Oh, and don’t be tempted to send bits of a larger document out piecemeal. That makes it really hard to get a good result, and it also slows down the editing and the editor has to think her way back into the text each time another chunk shows up, refreshing her memory about your style preferences, and renewing her acquaintance with what’s going on in the text. Slow editing is expensive editing.
Do what you can for yourself
I’ve written already about avoiding author queries – when I’m editing scholars’ writing, the bulk of the editing time, and the bulk of the queries, almost always goes into the references.
So take a look at this post (with handouts!) to help reduce the queries, therefore reduce copyeditor time, therefore reduce cost. If you’re publishing formally, in a journal or edited collection particularly, when time just s-t-r-e-t-c-h-e-s, being on top of your references means that your own time and frustration is also saved a year, or two, or three, after you’ve moved on and you don’t have to try to resurrect your sources, either.
Run spellcheck, at least!
If you don’t mind the very modest investment, I’d recommend buying PerfectIt. It’s not another Grammarly, or Word Editor, or anything of that ilk (which make really daft suggestions – not always, granted, but too often). It’s a consistency checker, so it will find hyphenated and unhyphenated versions of the same word or phrase, it will spot serial commas that should, or shouldn’t, be there, you can feed it with preferred spellings, tell it what to ignore, and what to check for always, plus, as the saying goes, much, much more.
You can build a style sheet in PerfectIt reflecting your own organisation’s style, and share it amongst users, so that everyone can keep to the organisation’s style more easily and consistently.

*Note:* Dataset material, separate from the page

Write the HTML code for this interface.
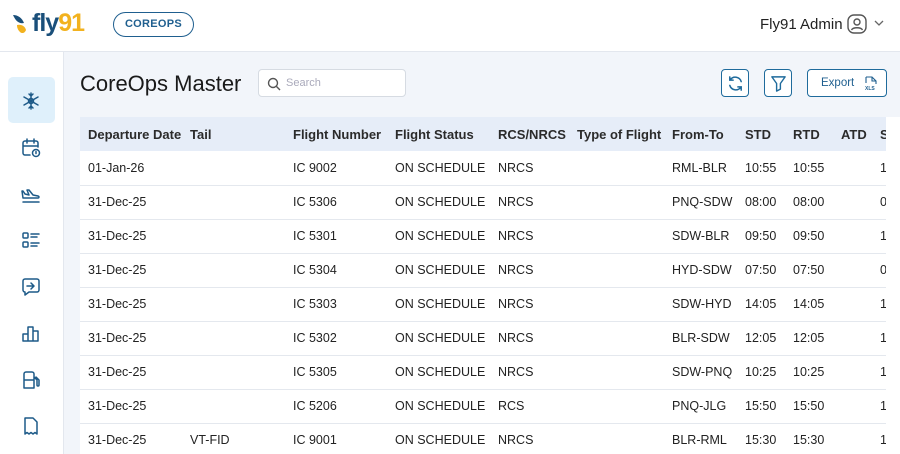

I set up a style sheet for each major client, to help me spot the kind of departures from style that can glide past unnoticed.
If you repeatedly publish in the same few journals, you could set up a style sheet for each one, rather than having to remember which one prefers -ise spellings and which -ize, which prefers single quotation marks and which double, which uses UK spellings and which US ones, and so on.
If you’re a publisher, you could create a PerfectIt style sheet for your own style guide, and then send it to your copyeditors so that, if they use PerfectIt (and they should!), they can import it without having to reinvent the wheel, or make an error in setting it up. Or billing you for the time they spent setting it up…
PerfectIt is easily customisable and it’s flexible. It’s more for PCs – a Mac version does exist, but it’s my understanding that it has more limited functionality. PerfectIt is great also for writing that’s not for publication, too – perhaps lecture notes, material for your students, memoranda and so on. (For the avoidance of doubt, I’m a happy user of PerfectIt, and have no financial ties to it or any benefits at all from mentioning it.)
Give a good brief
Be clear what you want done – and what you don’t – so you can brief your copyeditor well, as I talked about recently. Supply the copyeditor with a style guide, if at all possible, and be ready for questions. And when you get them, answer them promptly!
Get a twofer
Make the best economic use of your copyeditor by requiring handover documentation – get the word list, the style notes (i.e. how the copyeditor has applied the style guide to this particular job), and, if you’re the publisher or pre-press company, the list of special sorts, and the records of all the answered queries (if this is applicable to the workflow) and then hand them on to the proofreader.
Any copyeditor worth engaging will produce these handover documents – mostly they need to produce them for their own processes to ensure consistency throughout the book, article or document, anyway, and they should be ready and willing to hand them over.
Why hand them to the proofreader? So that the proofreader doesn’t have to work in a vacuum, pushing up their own fee as they figure out what is probably wanted or having to pepper you with questions (or, if working for a fixed fee, doesn’t see the value of that fee dissolve before their eyes – unkind and unfair, remember?).
This is a two-for-one, making great use of your investment in the copyedit. And who doesn’t like a twofer?
When I talk to proofreaders, it always amazes, nay, shocks, me to hear how rarely the copyeditor’s handover documentation is passed along to them. Proofreaders are left wondering which decision to make, which interventions are necessary and which can safely be left undone, and indecision wastes their time – and your money.
Summary
If the copyeditor isn’t spending time reworking things because the text keeps changing, or picking up the pieces of a hastily assembled bibliography, or finding which of the many possible spellings, hyphenation or capitalisation of a word is the dominant usage, they can spend their time actually looking at the writing, which is where you really want them, and preparing the file for publication. This is, after all, the thinking behind ‘pre-editing’ files by the large pre-press companies – which would work better if it was carried out better. But that’s a different blog post!
And do ask the copyeditor for the right handover documentation, as you can get added value from it by sending it on to the proofreader, and have a happier proofreader who is no longer working in a vacuum.